Why are you idiots still buying paper versions of hard commodities??

Its real idiotic

http://www.youtube.com/watch?v=Dt7hTCeoXUM&t=24m0s

>> No.569584

I buy ETFs that have physical trusts. Also, I have too much money to keep the physical around the house and it's pretty inconvenient.

>> No.569590

1. Buying hard commodities is pretty foolish to start with except a small hedge (maybe)
2. The paper versions are more liquid, have a lower spread, and are more secure.

>> No.569598

>>569584
How do you know they have the physical?
You dont
>>569590
Foolish? Then you'd explain how. Oh wait you cant

>> No.569600

>>569598
>How do you know they have the physical?
I read the prospectus and understand how they work.

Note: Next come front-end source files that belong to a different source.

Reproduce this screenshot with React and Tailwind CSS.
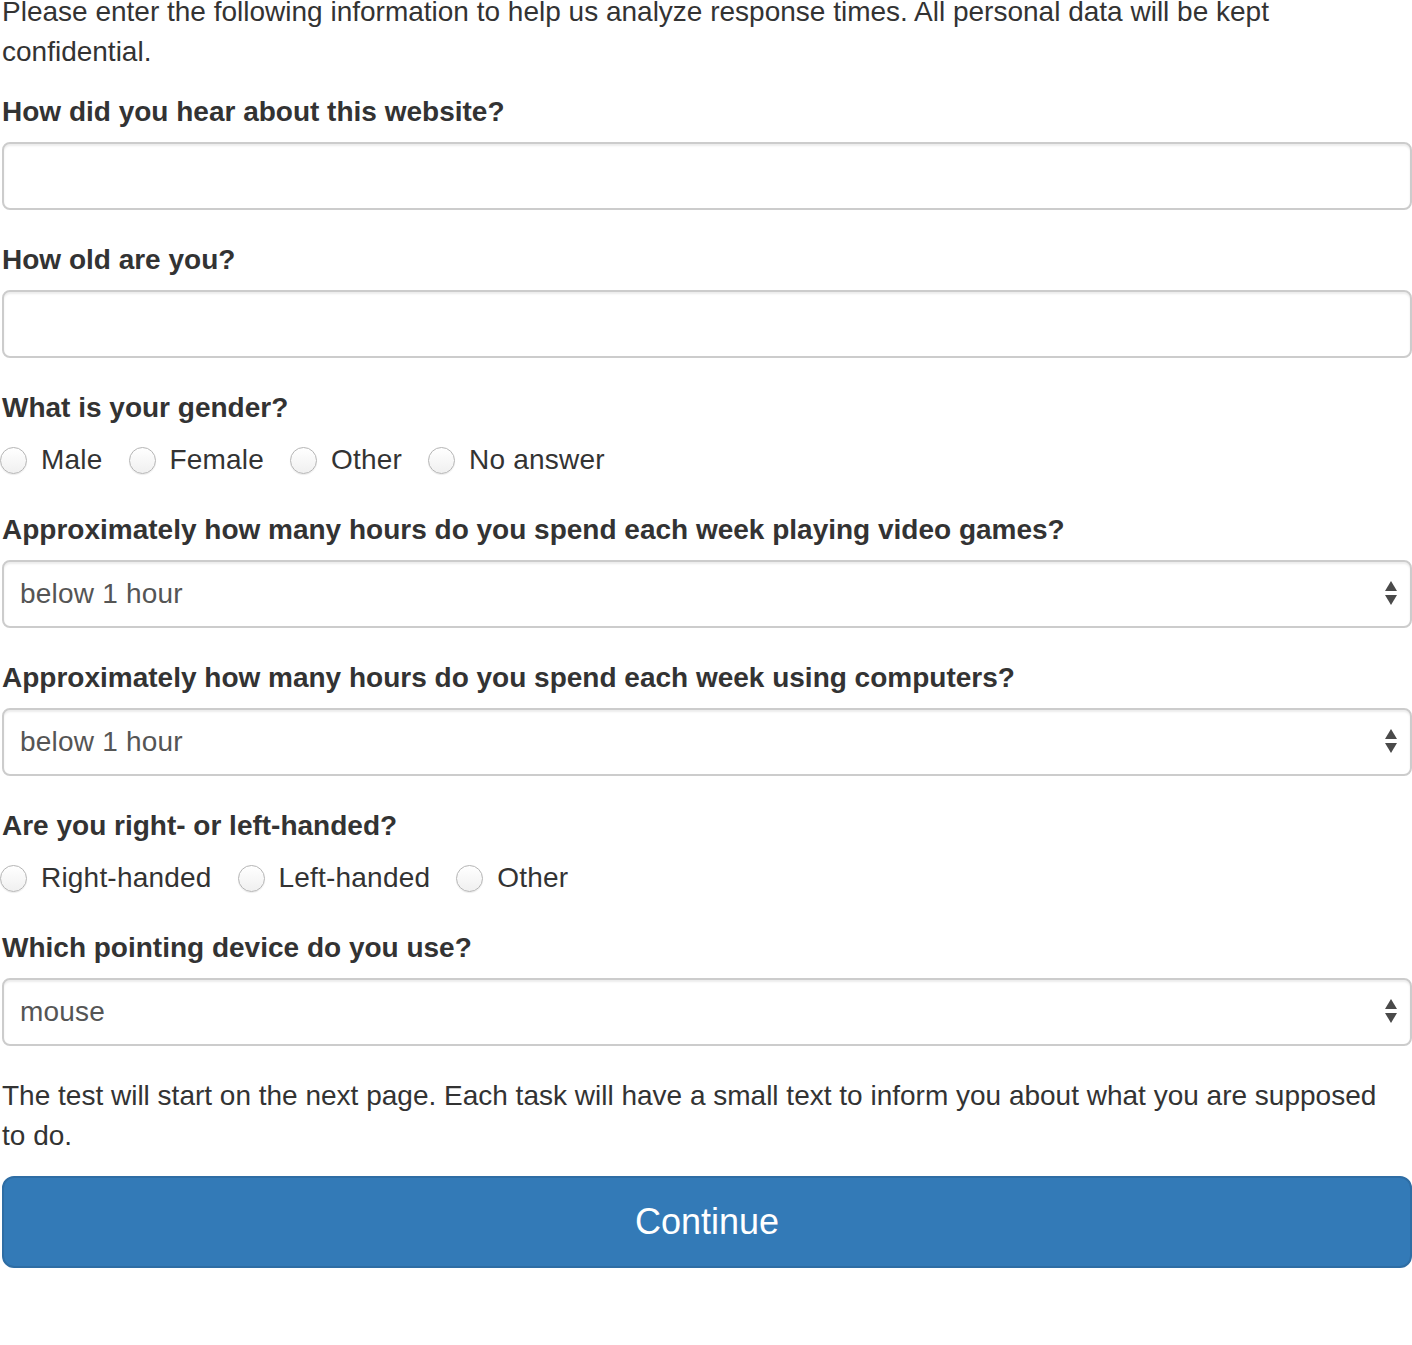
import React from "react";

const font = { fontFamily: '"Liberation Sans", Arial, Helvetica, sans-serif' };

function Label({ children }) {
  return (
    <div className="font-bold text-[28px] leading-[40px] text-[#333] mb-[10px]">{children}</div>
  );
}

function TextInput() {
  return (
    <div className="h-[68px] w-full rounded-[8px] border-2 border-[#ccc] bg-white shadow-[inset_0_2px_2px_rgba(0,0,0,0.075)]" />
  );
}

function Select({ value }) {
  return (
    <div className="h-[68px] w-full rounded-[8px] border-2 border-[#ccc] bg-white flex items-center justify-between pl-[16px] pr-[12px] shadow-[inset_0_2px_2px_rgba(0,0,0,0.075)]">
      <span className="text-[28px] leading-[40px] text-[#555] tracking-[0.2px]">{value}</span>
      <svg width="14" height="26" viewBox="0 0 14 26" className="mt-[-2px]">
        <path d="M7 1 L13 11 L1 11 Z" fill="#4a4a4a" />
        <path d="M1 15 L13 15 L7 25 Z" fill="#4a4a4a" />
      </svg>
    </div>
  );
}

function Radio({ label, first }) {
  return (
    <label className={"flex items-center " + (first ? "" : "ml-[26px]")}>
      <span className="w-[27px] h-[27px] rounded-full border border-[#b5b5b5] bg-gradient-to-b from-white to-[#f0f0f0] shadow-[0_1px_1px_rgba(0,0,0,0.08)]" />
      <span className="ml-[14px] text-[28px] leading-[40px] text-[#333] tracking-[0.2px]">{label}</span>
    </label>
  );
}

export default function App() {
  return (
    <div style={font} className="bg-white w-[1412px] h-[1345px] overflow-hidden text-[#333]">
      <div className="pl-[2px] mt-[-8px]">
        <p className="text-[28px] leading-[40px] mb-[20px] pr-[10px]">
          Please enter the following information to help us analyze response times. All personal data will be kept confidential.
        </p>

        <div className="mb-[30px]">
          <Label>How did you hear about this website?</Label>
          <TextInput />
        </div>

        <div className="mb-[30px]">
          <Label>How old are you?</Label>
          <TextInput />
        </div>

        <div className="mb-[30px]">
          <Label>What is your gender?</Label>
          <div className="pt-[2px]">
            <div className="flex items-center h-[40px] ml-[-2px]">
              <Radio label="Male" first />
              <Radio label="Female" />
              <Radio label="Other" />
              <Radio label="No answer" />
            </div>
          </div>
        </div>

        <div className="mb-[30px]">
          <Label>Approximately how many hours do you spend each week playing video games?</Label>
          <Select value="below 1 hour" />
        </div>

        <div className="mb-[30px]">
          <Label>Approximately how many hours do you spend each week using computers?</Label>
          <Select value="below 1 hour" />
        </div>

        <div className="mb-[30px]">
          <Label>Are you right- or left-handed?</Label>
          <div className="pt-[2px]">
            <div className="flex items-center h-[40px] ml-[-2px]">
              <Radio label="Right-handed" first />
              <Radio label="Left-handed" />
              <Radio label="Other" />
            </div>
          </div>
        </div>

        <div className="mb-[30px]">
          <Label>Which pointing device do you use?</Label>
          <Select value="mouse" />
        </div>

        <p className="text-[28px] leading-[40px] mb-[20px] pr-[10px]">
          The test will start on the next page. Each task will have a small text to inform you about what you are supposed to do.
        </p>

        <button className="w-full h-[92px] rounded-[12px] bg-[#337ab7] border-2 border-[#2e6da4] text-white text-[36px] leading-[48px] flex items-center justify-center">
          Continue
        </button>
      </div>
    </div>
  );
}
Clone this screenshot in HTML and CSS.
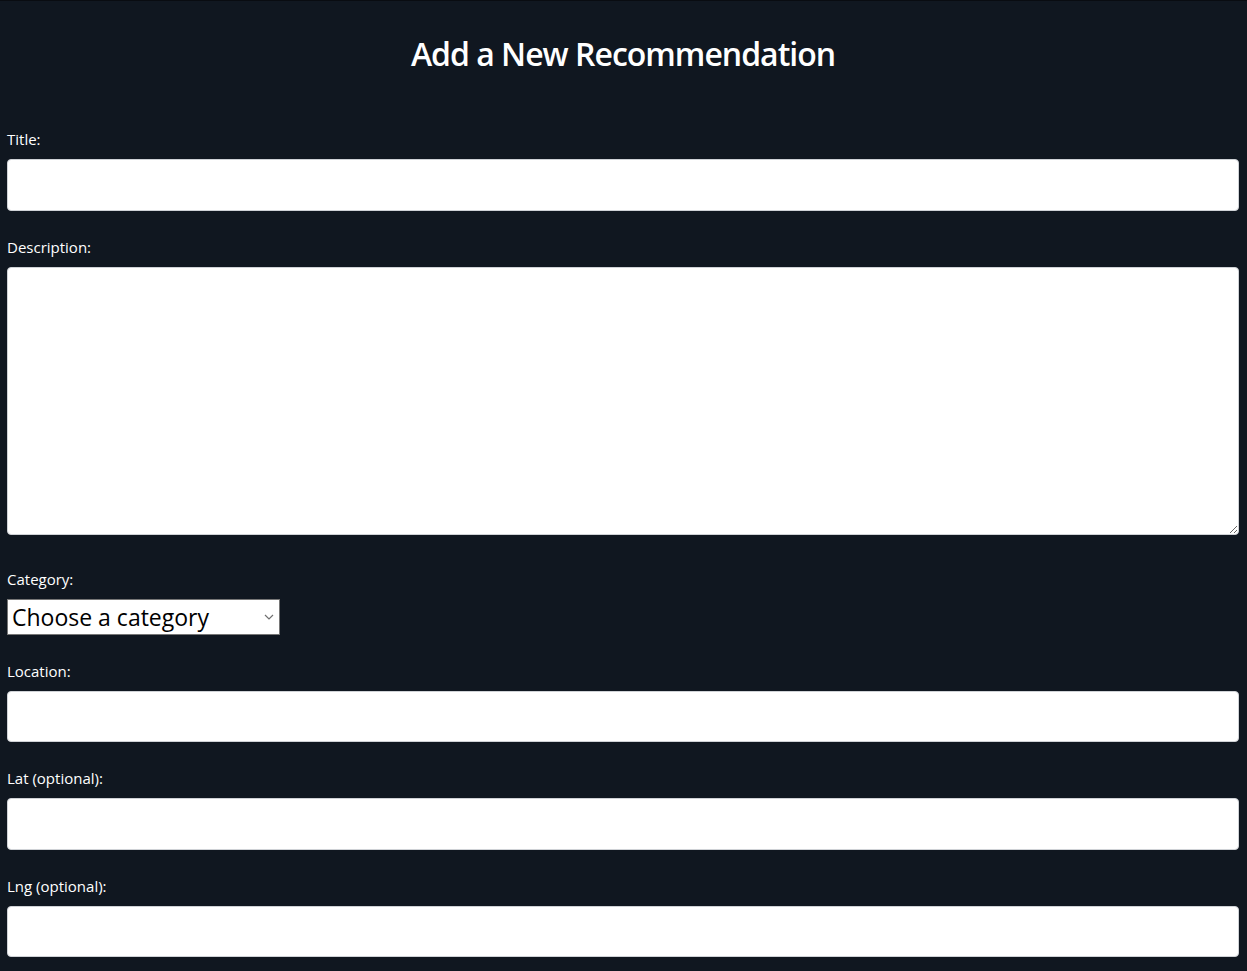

Only plebs stack coins, which you've already proved you are.

>> No.569601

>>569598
They have no intrinsic value.

>> No.569619

Because they don't know that the price pf "paper gold" has no direct relationship to what tangible gold trades at, and it takes a certain number of shares (prohibitively large cost) to exchange the two.

It renders the market rife with manipulation.

>> No.569622

>>569601
>intrinsic
Except being currency since the beginning of civilization

>> No.569623

>>569619
Technically isn't that manipulation insider trading?

>> No.569625

>>569623

No. It's happened before. If someone holding a lot of units of gold on paper dumps those units, crashes the market, buys them at the cheaper price, then exchanges them for physical gold at a profit not much will be done about it.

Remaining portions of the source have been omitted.